## begin DATA LINES

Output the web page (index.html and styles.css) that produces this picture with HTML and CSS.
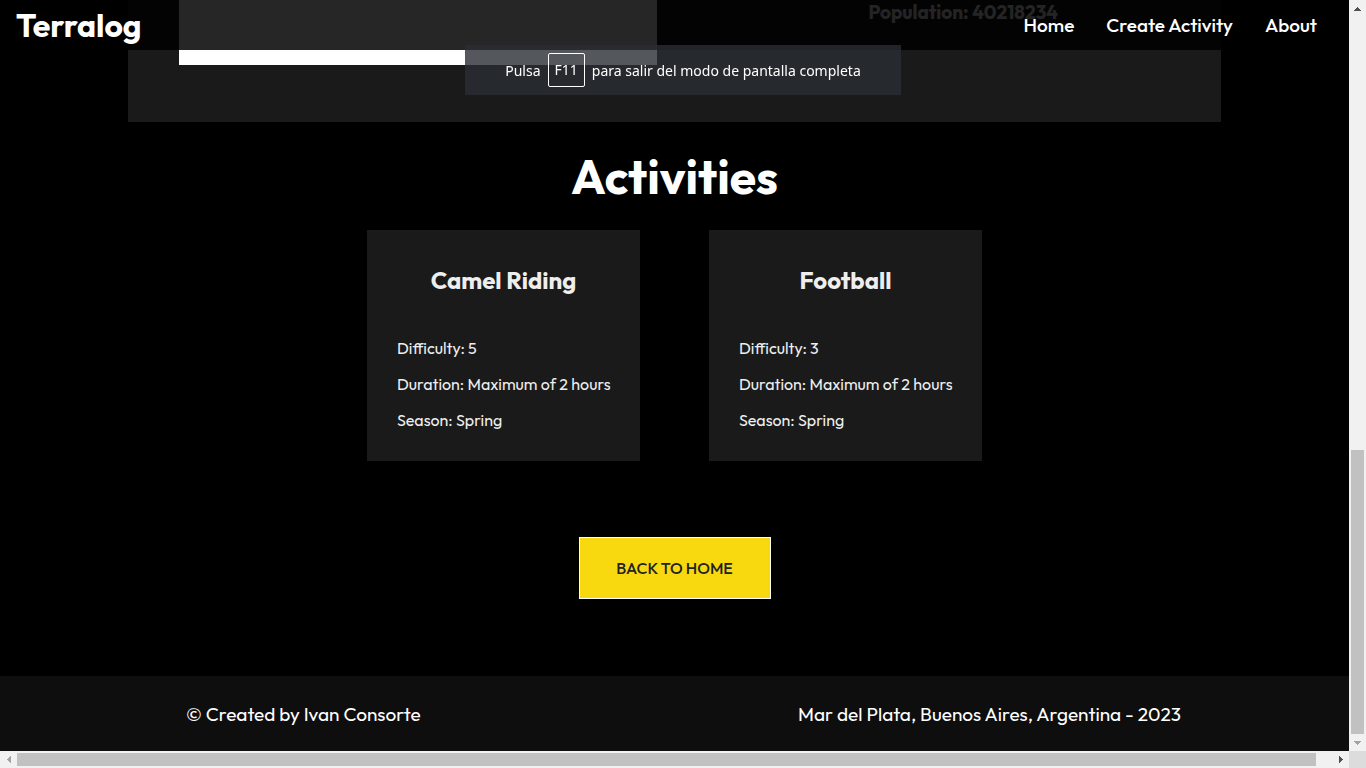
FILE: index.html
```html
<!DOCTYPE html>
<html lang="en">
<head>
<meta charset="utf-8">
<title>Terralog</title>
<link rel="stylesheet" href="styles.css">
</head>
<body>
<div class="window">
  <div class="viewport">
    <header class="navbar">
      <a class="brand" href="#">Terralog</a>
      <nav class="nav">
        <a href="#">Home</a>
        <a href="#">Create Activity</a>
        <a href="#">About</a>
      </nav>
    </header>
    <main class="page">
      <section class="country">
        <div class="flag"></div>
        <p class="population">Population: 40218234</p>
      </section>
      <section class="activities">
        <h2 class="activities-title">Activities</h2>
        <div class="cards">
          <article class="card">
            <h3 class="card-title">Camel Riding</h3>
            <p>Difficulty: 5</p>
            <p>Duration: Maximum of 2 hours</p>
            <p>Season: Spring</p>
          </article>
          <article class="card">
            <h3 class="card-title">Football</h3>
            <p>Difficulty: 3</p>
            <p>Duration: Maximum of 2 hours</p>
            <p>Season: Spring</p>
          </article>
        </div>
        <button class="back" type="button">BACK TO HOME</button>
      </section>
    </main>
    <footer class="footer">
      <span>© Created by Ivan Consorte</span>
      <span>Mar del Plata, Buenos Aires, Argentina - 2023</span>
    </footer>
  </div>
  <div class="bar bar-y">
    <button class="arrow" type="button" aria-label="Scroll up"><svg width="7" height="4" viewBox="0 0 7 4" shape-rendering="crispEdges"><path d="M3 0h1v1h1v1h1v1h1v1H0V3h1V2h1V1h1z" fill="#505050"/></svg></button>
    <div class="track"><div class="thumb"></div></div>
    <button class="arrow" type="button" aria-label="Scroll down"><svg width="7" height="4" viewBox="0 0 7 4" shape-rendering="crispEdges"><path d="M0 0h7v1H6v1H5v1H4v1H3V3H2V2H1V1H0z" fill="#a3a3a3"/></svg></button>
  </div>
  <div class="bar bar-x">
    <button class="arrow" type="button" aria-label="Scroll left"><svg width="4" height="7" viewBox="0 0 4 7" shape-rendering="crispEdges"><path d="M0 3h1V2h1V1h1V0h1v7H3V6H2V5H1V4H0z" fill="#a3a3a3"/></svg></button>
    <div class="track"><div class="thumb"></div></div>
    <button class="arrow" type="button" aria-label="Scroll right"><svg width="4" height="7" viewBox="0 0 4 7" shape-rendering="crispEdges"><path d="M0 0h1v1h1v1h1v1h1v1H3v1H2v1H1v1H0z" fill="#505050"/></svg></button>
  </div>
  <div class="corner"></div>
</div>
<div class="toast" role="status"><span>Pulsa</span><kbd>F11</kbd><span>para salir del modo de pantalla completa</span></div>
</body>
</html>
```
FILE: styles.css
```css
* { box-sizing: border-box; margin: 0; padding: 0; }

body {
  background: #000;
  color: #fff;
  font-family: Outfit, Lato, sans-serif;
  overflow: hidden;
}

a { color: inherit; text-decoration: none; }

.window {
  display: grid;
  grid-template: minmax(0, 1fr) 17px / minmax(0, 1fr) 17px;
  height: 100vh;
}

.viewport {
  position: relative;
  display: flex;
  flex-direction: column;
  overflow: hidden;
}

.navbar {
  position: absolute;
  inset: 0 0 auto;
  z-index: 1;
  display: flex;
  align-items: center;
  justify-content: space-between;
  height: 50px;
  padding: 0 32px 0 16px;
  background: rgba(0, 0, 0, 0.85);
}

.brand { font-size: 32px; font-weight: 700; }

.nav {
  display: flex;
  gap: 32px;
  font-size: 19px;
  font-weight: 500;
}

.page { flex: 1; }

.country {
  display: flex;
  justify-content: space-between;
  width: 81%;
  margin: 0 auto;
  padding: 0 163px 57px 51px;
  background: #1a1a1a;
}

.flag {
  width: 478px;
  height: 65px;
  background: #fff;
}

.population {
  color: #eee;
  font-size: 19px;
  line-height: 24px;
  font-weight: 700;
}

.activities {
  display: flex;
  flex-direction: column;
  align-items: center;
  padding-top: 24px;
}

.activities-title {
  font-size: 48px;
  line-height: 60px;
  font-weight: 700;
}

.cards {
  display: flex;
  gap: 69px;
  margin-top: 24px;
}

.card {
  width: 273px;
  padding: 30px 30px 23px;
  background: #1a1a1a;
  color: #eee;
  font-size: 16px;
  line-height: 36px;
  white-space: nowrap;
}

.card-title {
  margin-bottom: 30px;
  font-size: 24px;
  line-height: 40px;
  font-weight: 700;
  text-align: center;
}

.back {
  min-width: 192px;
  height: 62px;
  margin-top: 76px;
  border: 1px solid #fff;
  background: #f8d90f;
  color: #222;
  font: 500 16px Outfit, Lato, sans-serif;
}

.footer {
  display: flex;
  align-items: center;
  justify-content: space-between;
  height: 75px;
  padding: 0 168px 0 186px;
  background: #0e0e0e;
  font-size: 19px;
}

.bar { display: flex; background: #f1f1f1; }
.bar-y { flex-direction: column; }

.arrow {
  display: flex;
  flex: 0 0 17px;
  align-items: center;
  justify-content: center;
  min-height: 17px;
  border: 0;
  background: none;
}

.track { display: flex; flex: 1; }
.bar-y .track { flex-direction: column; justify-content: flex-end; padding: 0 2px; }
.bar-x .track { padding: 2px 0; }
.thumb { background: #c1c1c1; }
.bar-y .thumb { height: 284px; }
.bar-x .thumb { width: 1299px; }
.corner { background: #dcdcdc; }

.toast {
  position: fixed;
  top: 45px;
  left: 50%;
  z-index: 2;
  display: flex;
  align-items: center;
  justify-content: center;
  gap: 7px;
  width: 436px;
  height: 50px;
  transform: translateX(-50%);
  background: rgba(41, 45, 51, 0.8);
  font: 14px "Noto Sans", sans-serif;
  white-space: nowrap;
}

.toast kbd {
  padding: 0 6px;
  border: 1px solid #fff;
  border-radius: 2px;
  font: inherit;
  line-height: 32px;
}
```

## end DATA LINES

TASK DESCRIPTION
Locate the lines above that hold the word "styles". Show every one of them.

REPLY TO THE EXERCISE
Output the web page (index.html and styles.css) that produces this picture with HTML and CSS.
<link rel="stylesheet" href="styles.css">
FILE: styles.css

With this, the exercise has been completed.